:: Information supplied
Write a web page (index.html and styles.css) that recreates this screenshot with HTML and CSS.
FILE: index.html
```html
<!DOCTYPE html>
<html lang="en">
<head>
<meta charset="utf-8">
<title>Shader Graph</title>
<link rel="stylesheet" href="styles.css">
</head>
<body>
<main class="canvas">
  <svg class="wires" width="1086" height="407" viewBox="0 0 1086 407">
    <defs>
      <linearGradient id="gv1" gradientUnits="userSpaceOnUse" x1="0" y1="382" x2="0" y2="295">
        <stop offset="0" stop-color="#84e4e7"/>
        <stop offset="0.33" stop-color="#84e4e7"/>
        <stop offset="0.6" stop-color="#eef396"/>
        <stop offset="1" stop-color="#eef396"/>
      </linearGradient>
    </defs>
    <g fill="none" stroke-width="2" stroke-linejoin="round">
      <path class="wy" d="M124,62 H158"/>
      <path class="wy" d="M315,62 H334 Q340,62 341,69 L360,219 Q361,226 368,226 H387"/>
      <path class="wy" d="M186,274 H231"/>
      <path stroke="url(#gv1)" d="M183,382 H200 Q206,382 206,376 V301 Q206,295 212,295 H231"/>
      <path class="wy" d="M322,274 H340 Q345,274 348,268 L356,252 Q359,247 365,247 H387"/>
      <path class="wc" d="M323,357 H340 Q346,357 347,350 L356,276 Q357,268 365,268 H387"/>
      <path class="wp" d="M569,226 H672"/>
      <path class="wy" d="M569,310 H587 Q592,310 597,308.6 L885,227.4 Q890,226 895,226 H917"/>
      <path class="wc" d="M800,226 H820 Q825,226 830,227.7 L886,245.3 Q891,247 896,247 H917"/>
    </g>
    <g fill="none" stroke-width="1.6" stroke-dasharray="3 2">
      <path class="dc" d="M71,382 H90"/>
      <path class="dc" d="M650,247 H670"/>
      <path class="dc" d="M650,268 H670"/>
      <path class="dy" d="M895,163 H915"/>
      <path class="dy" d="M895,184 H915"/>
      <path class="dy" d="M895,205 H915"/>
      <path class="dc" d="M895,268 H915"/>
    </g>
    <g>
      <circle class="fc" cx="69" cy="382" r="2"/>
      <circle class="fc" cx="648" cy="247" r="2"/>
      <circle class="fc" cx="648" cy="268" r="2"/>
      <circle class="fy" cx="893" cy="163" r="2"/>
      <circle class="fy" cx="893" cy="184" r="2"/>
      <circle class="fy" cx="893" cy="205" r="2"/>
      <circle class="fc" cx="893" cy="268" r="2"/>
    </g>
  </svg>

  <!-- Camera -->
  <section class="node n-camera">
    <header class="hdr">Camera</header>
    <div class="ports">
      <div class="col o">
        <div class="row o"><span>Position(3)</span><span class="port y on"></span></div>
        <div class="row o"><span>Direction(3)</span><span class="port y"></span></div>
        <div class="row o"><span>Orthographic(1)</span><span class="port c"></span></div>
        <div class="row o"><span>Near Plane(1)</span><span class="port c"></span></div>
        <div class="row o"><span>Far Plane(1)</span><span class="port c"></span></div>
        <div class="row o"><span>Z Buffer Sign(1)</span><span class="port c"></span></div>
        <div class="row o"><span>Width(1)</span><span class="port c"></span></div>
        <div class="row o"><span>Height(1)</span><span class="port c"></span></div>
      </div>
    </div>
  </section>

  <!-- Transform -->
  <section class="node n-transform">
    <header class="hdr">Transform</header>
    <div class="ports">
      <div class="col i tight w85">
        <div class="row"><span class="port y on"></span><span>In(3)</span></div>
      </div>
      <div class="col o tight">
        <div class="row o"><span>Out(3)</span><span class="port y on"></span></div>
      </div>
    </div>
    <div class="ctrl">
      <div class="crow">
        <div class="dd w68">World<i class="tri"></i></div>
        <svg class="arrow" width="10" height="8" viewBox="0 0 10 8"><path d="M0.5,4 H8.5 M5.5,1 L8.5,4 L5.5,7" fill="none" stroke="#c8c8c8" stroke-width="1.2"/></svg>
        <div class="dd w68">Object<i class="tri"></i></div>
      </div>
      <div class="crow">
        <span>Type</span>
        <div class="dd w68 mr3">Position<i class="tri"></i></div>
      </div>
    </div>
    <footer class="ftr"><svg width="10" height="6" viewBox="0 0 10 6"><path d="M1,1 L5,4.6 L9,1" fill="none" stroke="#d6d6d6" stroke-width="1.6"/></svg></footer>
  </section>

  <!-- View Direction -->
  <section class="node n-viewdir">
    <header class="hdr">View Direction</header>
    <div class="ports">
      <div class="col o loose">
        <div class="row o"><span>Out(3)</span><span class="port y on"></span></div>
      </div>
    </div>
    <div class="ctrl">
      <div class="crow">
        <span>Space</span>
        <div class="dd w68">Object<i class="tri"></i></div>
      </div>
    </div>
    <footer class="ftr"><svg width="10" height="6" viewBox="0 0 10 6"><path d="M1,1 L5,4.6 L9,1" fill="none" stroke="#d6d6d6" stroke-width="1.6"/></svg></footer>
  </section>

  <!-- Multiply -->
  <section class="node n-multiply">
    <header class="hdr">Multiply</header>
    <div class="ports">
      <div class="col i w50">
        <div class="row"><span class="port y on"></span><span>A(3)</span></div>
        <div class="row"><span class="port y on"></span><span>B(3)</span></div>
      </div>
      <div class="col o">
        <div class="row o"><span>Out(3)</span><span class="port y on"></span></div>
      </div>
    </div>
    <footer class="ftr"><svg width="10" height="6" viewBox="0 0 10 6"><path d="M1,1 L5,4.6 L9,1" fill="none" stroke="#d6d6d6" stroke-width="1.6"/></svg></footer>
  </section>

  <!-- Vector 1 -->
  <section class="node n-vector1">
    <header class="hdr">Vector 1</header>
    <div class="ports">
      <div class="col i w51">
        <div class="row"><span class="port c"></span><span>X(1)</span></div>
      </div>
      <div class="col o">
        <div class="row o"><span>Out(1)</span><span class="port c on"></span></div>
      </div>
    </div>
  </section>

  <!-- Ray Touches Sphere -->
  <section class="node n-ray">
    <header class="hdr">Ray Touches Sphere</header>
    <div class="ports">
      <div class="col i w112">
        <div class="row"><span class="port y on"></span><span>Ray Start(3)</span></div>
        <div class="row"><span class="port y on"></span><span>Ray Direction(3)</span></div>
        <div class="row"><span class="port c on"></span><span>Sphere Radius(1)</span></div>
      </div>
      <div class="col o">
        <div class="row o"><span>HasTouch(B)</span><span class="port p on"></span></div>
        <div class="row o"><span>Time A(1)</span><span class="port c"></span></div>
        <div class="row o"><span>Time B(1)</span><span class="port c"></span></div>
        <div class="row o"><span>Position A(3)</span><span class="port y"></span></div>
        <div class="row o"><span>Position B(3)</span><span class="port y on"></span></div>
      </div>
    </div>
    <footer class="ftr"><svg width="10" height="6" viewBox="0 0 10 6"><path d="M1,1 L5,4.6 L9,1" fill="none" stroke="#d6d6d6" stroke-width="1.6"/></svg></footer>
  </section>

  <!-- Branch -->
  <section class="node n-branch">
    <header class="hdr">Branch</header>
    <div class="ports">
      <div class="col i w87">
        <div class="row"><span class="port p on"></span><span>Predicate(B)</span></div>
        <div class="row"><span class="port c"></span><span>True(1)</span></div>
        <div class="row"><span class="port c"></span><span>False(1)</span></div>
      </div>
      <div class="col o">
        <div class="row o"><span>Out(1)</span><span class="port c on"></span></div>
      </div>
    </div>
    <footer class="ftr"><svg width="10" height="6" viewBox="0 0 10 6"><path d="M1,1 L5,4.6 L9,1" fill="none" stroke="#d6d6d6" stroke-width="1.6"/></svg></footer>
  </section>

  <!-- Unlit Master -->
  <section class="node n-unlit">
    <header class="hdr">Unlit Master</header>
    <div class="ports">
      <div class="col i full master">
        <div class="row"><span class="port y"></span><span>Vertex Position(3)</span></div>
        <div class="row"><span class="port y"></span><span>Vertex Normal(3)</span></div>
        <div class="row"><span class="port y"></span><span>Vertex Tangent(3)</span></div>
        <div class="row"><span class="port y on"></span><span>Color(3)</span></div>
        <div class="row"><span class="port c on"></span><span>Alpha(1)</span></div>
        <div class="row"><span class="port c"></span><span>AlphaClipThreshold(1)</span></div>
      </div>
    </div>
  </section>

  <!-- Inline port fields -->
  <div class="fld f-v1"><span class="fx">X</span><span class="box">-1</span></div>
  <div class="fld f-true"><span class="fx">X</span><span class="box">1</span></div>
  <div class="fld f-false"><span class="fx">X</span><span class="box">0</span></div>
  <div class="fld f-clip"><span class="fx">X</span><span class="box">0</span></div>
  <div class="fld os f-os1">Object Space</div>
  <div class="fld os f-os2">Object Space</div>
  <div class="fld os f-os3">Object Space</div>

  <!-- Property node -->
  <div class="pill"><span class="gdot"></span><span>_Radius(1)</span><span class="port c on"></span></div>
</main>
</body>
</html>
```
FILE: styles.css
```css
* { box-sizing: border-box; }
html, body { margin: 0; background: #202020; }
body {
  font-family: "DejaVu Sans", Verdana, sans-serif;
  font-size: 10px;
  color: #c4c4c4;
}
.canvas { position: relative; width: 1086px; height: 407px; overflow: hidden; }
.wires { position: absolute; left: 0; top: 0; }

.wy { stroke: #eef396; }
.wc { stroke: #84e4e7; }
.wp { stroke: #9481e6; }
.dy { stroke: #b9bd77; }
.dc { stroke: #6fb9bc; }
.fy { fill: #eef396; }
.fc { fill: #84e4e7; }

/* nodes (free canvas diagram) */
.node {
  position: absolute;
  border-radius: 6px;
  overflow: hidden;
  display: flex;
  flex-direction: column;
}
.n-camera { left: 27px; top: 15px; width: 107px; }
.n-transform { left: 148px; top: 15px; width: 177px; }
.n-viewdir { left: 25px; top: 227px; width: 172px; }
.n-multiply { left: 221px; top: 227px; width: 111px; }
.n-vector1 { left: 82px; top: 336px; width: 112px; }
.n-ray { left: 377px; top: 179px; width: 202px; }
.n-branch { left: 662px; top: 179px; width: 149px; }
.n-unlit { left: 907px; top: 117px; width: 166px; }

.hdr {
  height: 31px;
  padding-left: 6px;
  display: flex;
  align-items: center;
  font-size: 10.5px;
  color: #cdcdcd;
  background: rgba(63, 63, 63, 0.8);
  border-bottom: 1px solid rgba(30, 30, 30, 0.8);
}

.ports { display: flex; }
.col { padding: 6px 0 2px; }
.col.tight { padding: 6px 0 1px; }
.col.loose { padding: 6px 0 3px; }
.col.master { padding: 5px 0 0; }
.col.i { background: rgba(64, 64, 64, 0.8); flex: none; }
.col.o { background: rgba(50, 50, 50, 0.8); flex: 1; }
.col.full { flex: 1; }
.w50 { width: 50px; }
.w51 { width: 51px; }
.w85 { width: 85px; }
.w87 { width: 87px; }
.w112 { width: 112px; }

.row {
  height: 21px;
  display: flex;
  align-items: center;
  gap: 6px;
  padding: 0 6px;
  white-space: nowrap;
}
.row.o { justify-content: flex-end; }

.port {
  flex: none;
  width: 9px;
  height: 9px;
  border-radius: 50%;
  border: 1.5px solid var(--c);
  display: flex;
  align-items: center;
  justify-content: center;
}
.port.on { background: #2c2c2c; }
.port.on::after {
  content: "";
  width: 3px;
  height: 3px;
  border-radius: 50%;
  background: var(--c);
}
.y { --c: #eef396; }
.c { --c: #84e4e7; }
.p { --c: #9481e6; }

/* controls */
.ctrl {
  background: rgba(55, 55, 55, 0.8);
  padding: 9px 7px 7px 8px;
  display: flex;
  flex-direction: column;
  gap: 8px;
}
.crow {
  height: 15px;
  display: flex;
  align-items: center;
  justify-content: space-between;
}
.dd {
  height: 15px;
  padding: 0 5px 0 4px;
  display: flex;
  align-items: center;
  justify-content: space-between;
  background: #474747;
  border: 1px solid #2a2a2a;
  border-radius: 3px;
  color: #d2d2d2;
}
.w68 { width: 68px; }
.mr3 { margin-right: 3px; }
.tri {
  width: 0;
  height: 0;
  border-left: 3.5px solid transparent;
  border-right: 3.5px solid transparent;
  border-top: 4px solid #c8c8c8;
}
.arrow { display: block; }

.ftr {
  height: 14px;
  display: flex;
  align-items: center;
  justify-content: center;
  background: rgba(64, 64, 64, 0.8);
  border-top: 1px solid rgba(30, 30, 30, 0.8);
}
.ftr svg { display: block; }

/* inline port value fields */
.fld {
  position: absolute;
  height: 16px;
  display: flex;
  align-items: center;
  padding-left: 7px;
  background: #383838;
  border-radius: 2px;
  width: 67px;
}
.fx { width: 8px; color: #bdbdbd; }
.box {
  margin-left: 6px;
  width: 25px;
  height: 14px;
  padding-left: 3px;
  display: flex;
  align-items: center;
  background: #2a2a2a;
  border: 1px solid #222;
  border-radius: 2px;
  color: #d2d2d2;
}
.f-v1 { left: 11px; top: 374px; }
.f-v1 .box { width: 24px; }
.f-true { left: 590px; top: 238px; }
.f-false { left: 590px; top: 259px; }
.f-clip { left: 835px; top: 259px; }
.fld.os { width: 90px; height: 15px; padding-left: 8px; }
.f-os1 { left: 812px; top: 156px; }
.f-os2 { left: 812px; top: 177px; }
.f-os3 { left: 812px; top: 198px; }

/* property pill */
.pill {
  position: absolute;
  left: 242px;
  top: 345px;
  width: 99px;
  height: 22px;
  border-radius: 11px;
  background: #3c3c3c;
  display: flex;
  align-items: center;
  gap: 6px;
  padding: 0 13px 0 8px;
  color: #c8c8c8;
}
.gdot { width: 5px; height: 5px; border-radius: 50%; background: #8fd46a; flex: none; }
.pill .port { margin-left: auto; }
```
::::
> [Requirement]
State how many lines of the listing hold the string "index"; reply with the number and nothing else.

> [The output]
2